This exact phenomenon has been seen to exist in blind people. A study showed the occipital lobe, the part of the brain dedicated to vision, adapting to respond to sound input instead of visual input. As a result, the brain has a better understanding of the leftover inputs (in this case touch, sound, taste, and smell) resulting in a heightened sense of awareness and a higher level of consciousness. In the case of Helen Keller, she was born deaf and blind, yet she was able to develop and achieve a high level of consciousness. However, Keller’s consciential ceiling is significantly lower given her almost non-existent awareness of both sound and sight. Continue to take away enough of our senses, and the brain may not develop consciousness at all. This all goes to argue that consciousness is an emergent property of the brain system which is comprised of the brain, inputs, and an elapse of time required for development.

Emergent properties have required components

By definition, an emergent property means the resulting system has a property which neither of the components had individually. If consciousness is truly an emergent property, it cannot exist without the integral components of its system.
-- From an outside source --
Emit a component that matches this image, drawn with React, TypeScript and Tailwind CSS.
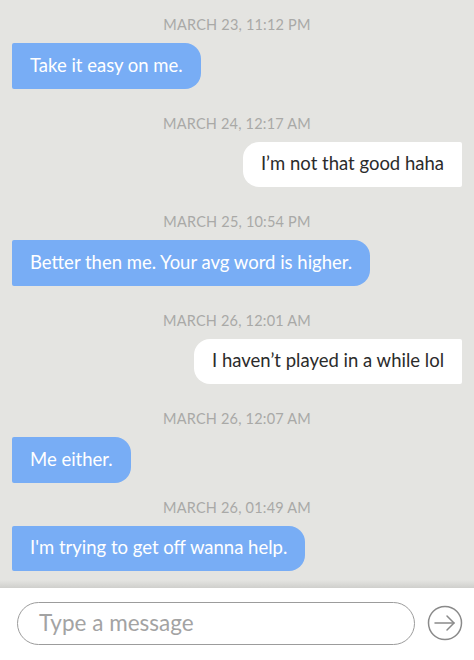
import React from "react";

type Msg = { time: string; text: string; mine: boolean; gap: string };

const messages: Msg[] = [
  { time: "MARCH 23, 11:12 PM", text: "Take it easy on me.", mine: false, gap: "mt-0" },
  { time: "MARCH 24, 12:17 AM", text: "I’m not that good haha", mine: true, gap: "mt-[25px]" },
  { time: "MARCH 25, 10:54 PM", text: "Better then me. Your avg word is higher.", mine: false, gap: "mt-[25px]" },
  { time: "MARCH 26, 12:01 AM", text: "I haven’t played in a while lol", mine: true, gap: "mt-[25px]" },
  { time: "MARCH 26, 12:07 AM", text: "Me either.", mine: false, gap: "mt-[25px]" },
  { time: "MARCH 26, 01:49 AM", text: "I'm trying to get off wanna help.", mine: false, gap: "mt-[15px]" },
];

function SendIcon() {
  return (
    <svg width="36" height="36" viewBox="0 0 36 36" fill="none" stroke="#8a8a8a" strokeWidth="1.5" strokeLinecap="round" strokeLinejoin="round">
      <circle cx="18" cy="18" r="16.5" />
      <path d="M8 18h19" />
      <path d="M20 11l7 7-7 7" />
    </svg>
  );
}

export default function App() {
  return (
    <div className="flex h-[660px] w-[474px] flex-col bg-white font-['Lato',sans-serif]">
      {/* conversation */}
      <div className="relative h-[588px] bg-[#e4e4e1] pt-[15px]">
        {messages.map((m, i) => (
          <div key={i} className={m.gap}>
            <div className="h-[20px] text-center text-[14.5px] leading-[20px] tracking-[0.2px] text-[#a9a9a7]">
              {m.time}
            </div>
            <div className={`mt-[8px] flex ${m.mine ? "justify-end pr-[12px]" : "justify-start pl-[12px]"}`}>
              <div
                className={
                  m.mine
                    ? "flex h-[45.5px] items-center rounded-l-[16px] rounded-r-[2px] bg-white px-[18px] text-[18.5px] text-[#2b2b2b]"
                    : "flex h-[45.5px] items-center rounded-r-[16px] rounded-l-[2px] bg-[#78adf5] px-[18px] text-[18.5px] text-white"
                }
              >
                {m.text}
              </div>
            </div>
          </div>
        ))}
        <div className="absolute bottom-0 left-0 right-0 h-[8px] bg-gradient-to-b from-[#e4e4e1] to-[#cfcfcc]" />
      </div>

      {/* composer */}
      <div className="flex flex-1 items-center gap-[12px] pb-[2px] pl-[17px] pr-[11px]">
        <div className="flex h-[43px] flex-1 items-center rounded-full border border-[#9c9c9c] pl-[21px] text-[22.5px] text-[#a3a3a3]">
          Type a message
        </div>
        <SendIcon />
      </div>
    </div>
  );
}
In John’s analogy above, he proclaims: regardless of the room’s perfectly output Chinese, he, inside the room, had no true understanding of the language. This is as silly as me stating: my brain cannot speak without my mouth, thus my brain doesn’t really understand how to speak. In reality, the reason humans can speak is because we possess a brain and a mouth. There is not one part solely responsible for the ability to speak. We can infer, speaking is an emergent property of having both a brain and a mouth. Remove either from the system, then the system will no longer function. By ignoring this principle, John was able to misrepresent the problem into a straw man argument.

The Chinese room analogy misrepresents the problem

The analogy is built up where the analogs are as follows:

  • Computer case -> The room
  • CPU which runs the program -> John reading the book
  • Program -> The instruction book used to decipher Chinese

By setting up the analogy this way he is able to ask the simple question “Do I know Chinese?” of which the answer is an obvious no. Using this conclusion he can then assert that it was the logical equivalent to the computer not being sentient.

The problem is that the analogy is not built properly.

The Chinese room, with John and the book inside, is able to “understand” Chinese because he could read the book to decipher the text and output the result through the slot. If John and the book are not both inside the Chinese room, then the room would no longer “understand” Chinese . This means that understanding Chinese is an emergent property of the Chinese room system, and that is where John made his mistake.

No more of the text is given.